Brilliance, frustration in equal measure

Kansas center Markieff Morris goes for the ball against Tech defenders Theron Jenkins (left) and Darko Cohadarevic Saturday, Jan. 16, 2010 at Allen Fieldhouse.

Kansas no longer sits atop the polls, so it’s not necessary to hold the Jayhawks to the standards demanded of the No. 1 team in the nation. Just as well, or the column on Saturday’s game against Texas Tech would have read something like:

Tyshawn Taylor made so many poor decisions on the fast break that once he fired a cross-court pass to the scorer’s table, coach Bill Self had seen enough and benched him for the rest of the first half and the start of the second half, letting him watch roughly 17 consecutive minutes of action from his seat.

Taylor wasn’t alone in his first-half sloppiness, either. That noise you heard emanating from Memorial Park Cemetery might have been Dr. James Naismith apologizing for inventing the game once he saw Kansas eat 4 minutes and 28 seconds of game clock without scoring a point. Last season’s three leading scorers — Sherron Collins, Cole Aldrich and Tyshawn Taylor — combined for just eight first-half points. That would be the same half in which Xavier Henry, the freshman McDonald’s All-American, made one of five shots and didn’t have a rebound.

Wait, it gets worse. KU committed 10 first-half turnovers and surrendered 45 second-half points.

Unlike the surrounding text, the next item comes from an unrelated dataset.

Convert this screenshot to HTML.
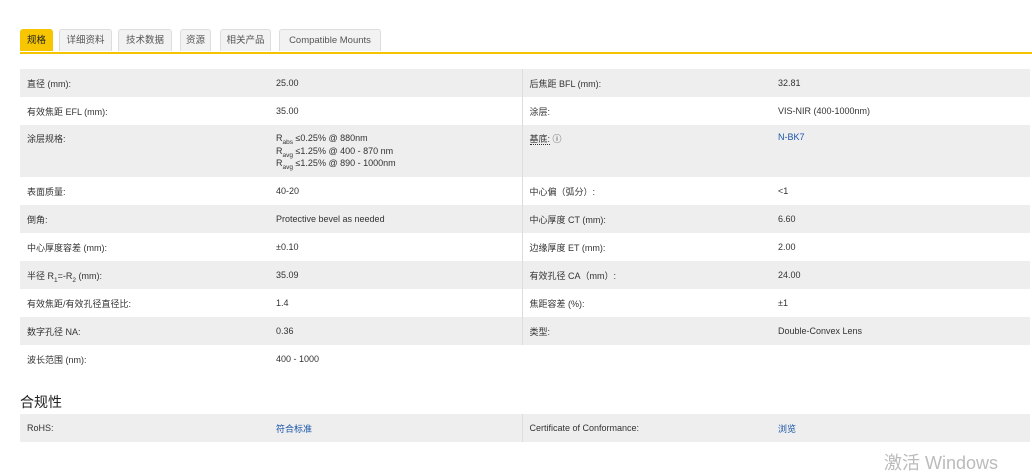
<!DOCTYPE html>
<html><head><meta charset="utf-8"><style>
body{margin:0;width:1032px;height:466px;background:#fff;font-family:"Liberation Sans","Noto Sans CJK SC",sans-serif;color:#333;overflow:hidden;position:relative}
.tabs{position:absolute;left:20px;top:29px;height:23px;width:1012px;border-bottom:2px solid #f5c400}
.tab{position:absolute;top:0;height:22px;line-height:22px;font-size:9.5px;color:#555;background:#f2f2f2;border:1px solid #ddd;border-bottom:none;border-radius:3px 3px 0 0;text-align:center;box-sizing:border-box}
.tab.on{background:#f7c600;color:#222;border-color:#f7c600}
table{position:absolute;left:20px;width:1010px;border-collapse:collapse;font-size:9px;color:#333}
td{padding:0 7px;height:28px;vertical-align:middle}
tr.g td{background:#eeeeee}
td.c3{border-left:1px solid #ddd}
td.top{vertical-align:top;padding-top:7px}
a{color:#1a56a8;text-decoration:none}
sub{font-size:6.5px;line-height:0}
h3{position:absolute;left:20px;top:392px;margin:0;font-size:14px;font-weight:normal;color:#222}
.wm{position:absolute;left:884px;top:454px;font-size:18px;line-height:18px;color:#bbb}
</style></head><body>
<div class="tabs">
<div class="tab on" style="left:0;width:33px">规格</div>
<div class="tab" style="left:39px;width:53px">详细资料</div>
<div class="tab" style="left:98px;width:54px">技术数据</div>
<div class="tab" style="left:160px;width:31px">资源</div>
<div class="tab" style="left:200px;width:51px">相关产品</div>
<div class="tab" style="left:259px;width:102px">Compatible Mounts</div>
</div>
<table style="top:69px">
<colgroup><col style="width:249px"><col style="width:253px"><col style="width:249px"><col></colgroup>
<tr class="g"><td>直径 (mm):</td><td>25.00</td><td class="c3">后焦距 BFL (mm):</td><td>32.81</td></tr>
<tr><td>有效焦距 EFL (mm):</td><td>35.00</td><td class="c3">涂层:</td><td>VIS-NIR (400-1000nm)</td></tr>
<tr class="g"><td class="top" style="height:45px">涂层规格:</td><td class="top" style="line-height:12.5px">R<sub>abs</sub> ≤0.25% @ 880nm<br>R<sub>avg</sub> ≤1.25% @ 400 - 870 nm<br>R<sub>avg</sub> ≤1.25% @ 890 - 1000nm</td><td class="c3 top"><span style="border-bottom:1px dotted #333">基底:</span> ⓘ</td><td class="top"><a>N-BK7</a></td></tr>
<tr><td>表面质量:</td><td>40-20</td><td class="c3">中心偏（弧分）:</td><td>&lt;1</td></tr>
<tr class="g"><td>倒角:</td><td>Protective bevel as needed</td><td class="c3">中心厚度 CT (mm):</td><td>6.60</td></tr>
<tr><td>中心厚度容差 (mm):</td><td>±0.10</td><td class="c3">边缘厚度 ET (mm):</td><td>2.00</td></tr>
<tr class="g"><td>半径 R<sub>1</sub>=-R<sub>2</sub> (mm):</td><td>35.09</td><td class="c3">有效孔径 CA（mm）:</td><td>24.00</td></tr>
<tr><td>有效焦距/有效孔径直径比:</td><td>1.4</td><td class="c3">焦距容差 (%):</td><td>±1</td></tr>
<tr class="g"><td>数字孔径 NA:</td><td>0.36</td><td class="c3">类型:</td><td>Double-Convex Lens</td></tr>
<tr><td>波长范围 (nm):</td><td>400 - 1000</td><td class="c3" style="border:none"></td><td></td></tr>
</table>
<h3>合规性</h3>
<table style="top:414px">
<colgroup><col style="width:249px"><col style="width:253px"><col style="width:249px"><col></colgroup>
<tr class="g"><td>RoHS:</td><td><a>符合标准</a></td><td class="c3">Certificate of Conformance:</td><td><a>浏览</a></td></tr>
</table>
<div class="wm">激活 Windows</div>
</body></html>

Since Kansas now ranks third in the nation, the unreasonable expectations for perfection on every single possession can be shelved, and the truth can be told: This is about where an extremely deep, yet not all that experienced Kansas team should be at the beginning of conference play. Stretches of brilliance surrounded by frustrating spells.

Don’t forget, Kansas starts a freshman, two sophomores, a junior and a senior, so the March version of the Jayhawks figures to be better than the January one. And Kansas did win, 89-63, and did play extraordinary defense for a half, limiting the Red Raiders to 18 points.

Is this a special team?

“I don’t know if you can say you’re special yet,” KU coach Bill Self said. “It’s a little premature on that. I don’t even know if the ’08 team was special when we go to USC and Georgia Tech and labor to win against teams that were barely tournament teams, and Georgia Tech wasn’t even a tournament team. I can’t really say that team was special until we kind of got into it. I will say one thing about that team. That team enjoyed making other people look bad, and this team doesn’t really treasure that like that team did. At least, so far we don’t. We’re a lot younger, too. … I think it’s a good team that has a chance to be special.”

If the ego-driving force becomes a desire to embarrass the opponents, make them look as bad as they have looked in their lives, then this team can get to Indianapolis and even win it all.

Texas Tech made five field goals in the first half Saturday. Afterward, the KU players beat themselves up for easing up the defensive heat in the second half. They weren’t happy. That’s encouraging.